Итак, следует изучать и понимать язык как систему не только в его настоящем, но и в его прошлом, т. е. изучать его явления и в связи друг с другом, и в развитии одновременно, отмечая в каждом состоянии языка явления, уходящие в прошлое, и явления, нарождающиеся на фоне стабилизовавшихся, нормальных для данного состояния языка явлений.
Различение структурных ярусов языка или его разделов: лексики, грамматики, фонетики – основано не только на различии самих единиц этих разделов: слов, форм, звуков, но и на качестве той абстракции, которая их определяет.
Абстракция в языке присутствует в любом языковом факте, без этого язык не мог бы быть «языком». Но ее роль и ее характер в разных ярусах структуры языка различны.
а) Лексическая абстракция состоит в том, что слово – самая конкретная единица языка – соотнесено не прямо с вещью, которую это слово может называть, но с целым классом вещей. Это касается не только нарицательных (дом, человек), но и собственных имен (Александр, Марья, Заречье, Спасск, Комсомольск). Нарицательные и собственные имена – это разные степени того же качества лексической абстракции.

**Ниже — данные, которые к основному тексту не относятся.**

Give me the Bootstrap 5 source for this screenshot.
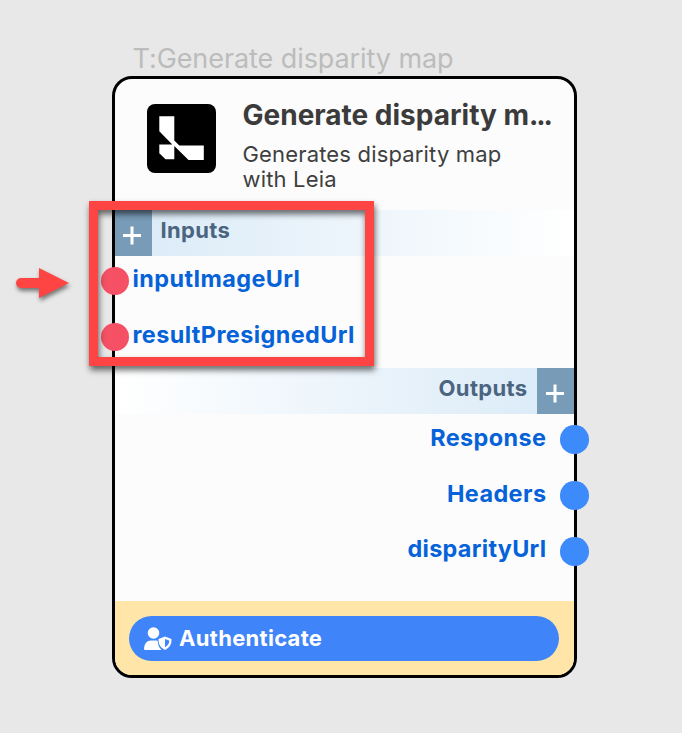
<!DOCTYPE html>
<html lang="en">
<head>
<meta charset="utf-8">
<meta name="viewport" content="width=device-width, initial-scale=1">
<title>Generate disparity map</title>
<link rel="stylesheet" href="https://cdn.jsdelivr.net/npm/bootstrap@5.3.0/dist/css/bootstrap.min.css">
<style>
  body { background: #e8e8e8; font-family: Inter, "Liberation Sans", sans-serif; width: 682px; height: 733px; overflow: hidden; }
  .node-wrap { width: 465px; margin-left: 112px; padding-top: 41px; }
  .node-caption { height: 35px; line-height: 35px; padding-left: 20.5px; font-size: 27px; letter-spacing: -.08px; color: #bcbcbc; white-space: nowrap; }
  .node-card { height: 602px; border: 3px solid #000; border-radius: 20px; background: #fcfcfc; }
  .node-head { height: 131px; padding: 25px 0 0 32px; gap: 27px; }
  .node-title { font-size: 28px; line-height: 34px; font-weight: 700; color: #3b3b3b; margin-top: -6px; margin-left: -.5px; white-space: nowrap; }
  .title-dots { letter-spacing: -2.1px; }
  .node-desc { font-size: 22px; letter-spacing: .17px; line-height: 25px; color: #3f3f3f; margin-top: 10px; margin-left: -.5px; }
  .section-bar { height: 46px; font-size: 22px; letter-spacing: .35px; font-weight: 700; color: #4b6581; line-height: 41px; }
  .bar-in { background: linear-gradient(90deg, #d9eaf7, #fff); gap: 8.5px; }
  .bar-out { background: linear-gradient(270deg, #d9eaf7, #fff); gap: 9.5px; }
  .plus-box { width: 37px; background: #789bb7; }
  .bar-in .plus-box { padding-right: 3px; }
  .bar-out .plus-box { padding-right: 1px; }
  .port { position: relative; height: 56px; line-height: 46px; font-size: 23.4px; letter-spacing: .42px; font-weight: 700; color: #0562d8; }
  .port-in { padding-left: 17.5px; }
  .port-out { padding-right: 27.600px; line-height: 48px; }
  .port-out:nth-last-child(2) { line-height: 46px; letter-spacing: .3px; }
  .port-dot { position: absolute; width: 28.5px; height: 28.5px; border-radius: 50%; }
  .port-in .port-dot { left: -14.4px; top: 10.6px; background: #f55064; }
  .port-out .port-dot { right: -14.6px; top: 11.2px; background: #3d8afa; }
  .node-foot { height: 74px; background: #ffe6a8; border-radius: 0 0 17px 17px; padding: 14.5px 15px 14.5px 14px; }
  .auth-btn { background: #3f84f8; color: #fff; font-size: 22px; letter-spacing: .3px; line-height: 33px; font-weight: 700; padding: 0 0 0 14px; border: 0; gap: 6px; }
  .callout-box { position: absolute; left: 89px; top: 201px; width: 285px; height: 165px; border: 9px solid #ff4444; filter: drop-shadow(1px 4px 3px rgba(0,0,0,.6)); }
  .callout-arrow { position: absolute; left: 10px; top: 260px; filter: drop-shadow(1px 3px 2px rgba(0,0,0,.5)); }
</style>
<script src="https://cdn.jsdelivr.net/npm/bootstrap@5.3.0/dist/js/bootstrap.bundle.min.js"></script>
</head>
<body class="position-relative">
<main class="node-wrap">
  <div class="node-caption"><span>T:Generate disparity map</span></div>
  <div class="card node-card">
    <div class="node-head d-flex align-items-start flex-shrink-0">
      <svg width="69" height="69" viewBox="0 0 69 69" class="flex-shrink-0">
        <rect width="69" height="69" rx="8" fill="#000"/>
        <path fill="#fff" d="M12.300 12.300H27.300V36.500L32.300 41.500H56.800V56H41.500L27.300 42V55.300H18.500L12.300 49.300V40.500H25.300L12.300 27.300Z"/>
      </svg>
      <div>
        <div class="node-title">Generate disparity m<span class="title-dots">...</span></div>
        <div class="node-desc">Generates disparity map<br>with Leia</div>
      </div>
    </div>
    <div class="section-bar bar-in d-flex flex-shrink-0">
      <div class="plus-box d-flex align-items-center justify-content-center">
        <svg width="20" height="24" viewBox="0 0 20 24"><path d="M1 14.500H19M10 5.500V23.500" stroke="#fff" stroke-width="3"/></svg>
      </div>
      <span>Inputs</span>
    </div>
    <div class="port port-in"><i class="port-dot"></i><span>inputImageUrl</span></div>
    <div class="port port-in"><i class="port-dot"></i><span>resultPresignedUrl</span></div>
    <div class="section-bar bar-out d-flex flex-shrink-0 justify-content-end">
      <span>Outputs</span>
      <div class="plus-box d-flex align-items-center justify-content-center">
        <svg width="20" height="24" viewBox="0 0 20 24"><path d="M1 14.500H19M10 5.500V23.500" stroke="#fff" stroke-width="3"/></svg>
      </div>
    </div>
    <div class="port port-out text-end"><i class="port-dot"></i><span>Response</span></div>
    <div class="port port-out text-end"><i class="port-dot"></i><span>Headers</span></div>
    <div class="port port-out text-end"><i class="port-dot"></i><span>disparityUrl</span></div>
    <div class="node-foot mt-auto d-flex">
      <button type="button" class="btn rounded-pill auth-btn flex-fill d-flex align-items-center">
        <svg width="30" height="24" viewBox="0 0 30 24" fill="#fff">
          <circle cx="10.500" cy="7" r="5.800"/>
          <path d="M2 24Q1 24 1 22.500Q1.500 14.800 8 14.500H13Q14 14.500 14.700 14.800Q14.700 20.500 18.500 24Z"/>
          <path d="M22 10.500L28.500 13Q29 20.500 22 24Q15 20.500 15.500 13Z"/>
          <path d="M22 13V21.200Q26.500 18.700 26.200 14.600Z" fill="#3f84f8"/>
        </svg>
        <span>Authenticate</span>
      </button>
    </div>
  </div>
</main>
<div class="callout-box"></div>
<svg class="callout-arrow" width="62" height="46" viewBox="0 0 62 46"><path d="M11 23H32" stroke="#ff4444" stroke-width="10" stroke-linecap="round"/><path d="M29 8L59 23L29 38Z" fill="#ff4444"/></svg>
</body>
</html>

б) Грамматическая абстракция не касается вещей и отдельных фиксированных понятий. На первый взгляд она просто «ýже» лексической (ср. такие случаи лексической абстракции, как жизнь, бытие, и такие случаи грамматической абстракции, как суффикс -ик- в словах столик, садик, или такие флексии, как - а в словах стола, профессора, коня, края), однако это неверно. Грамматическая абстракция имеет иное качество; присоединить суффикс -ик- или флексию -а можно к любым по своему значению корням и основам (садик и фунтик, стола и рыбака); грамматическая абстракция безразлична к лексической и имеет особое качество – это абстракция признаков и отношений.
в) Фонетическая абстракция – явление опять же иного качества; она безразлична и к лексической, и к грамматической абстракции. Так, из фонем [т], [к], [у] можно «составить» слово тку и слово тук, и слово кут; фонема [а] может быть флексией и именительного падежа единственного числа женского рода (жена), и родительного падежа единственного числа мужского и среднего рода (стола, окна2), и именительного падежа множественного числа (дома2, о2кна) и т. п.
Эти отличия качества лексической, грамматической и фонетической абстракции и предопределяют различие единиц разных ярусов языковой структуры.
Язык связан со всей совокупностью чувственного и мыслительного поведения человека, с его организацией как живого существа (природными условиями его жизни), с его бытом, с обществом, в котором живет человек, с его творчеством – техническим, умственным, художественным, с историей человеческого общества, поэтому и наука о языке, лингвистика, связана с очень многими науками: точными, естественными и гуманитарными.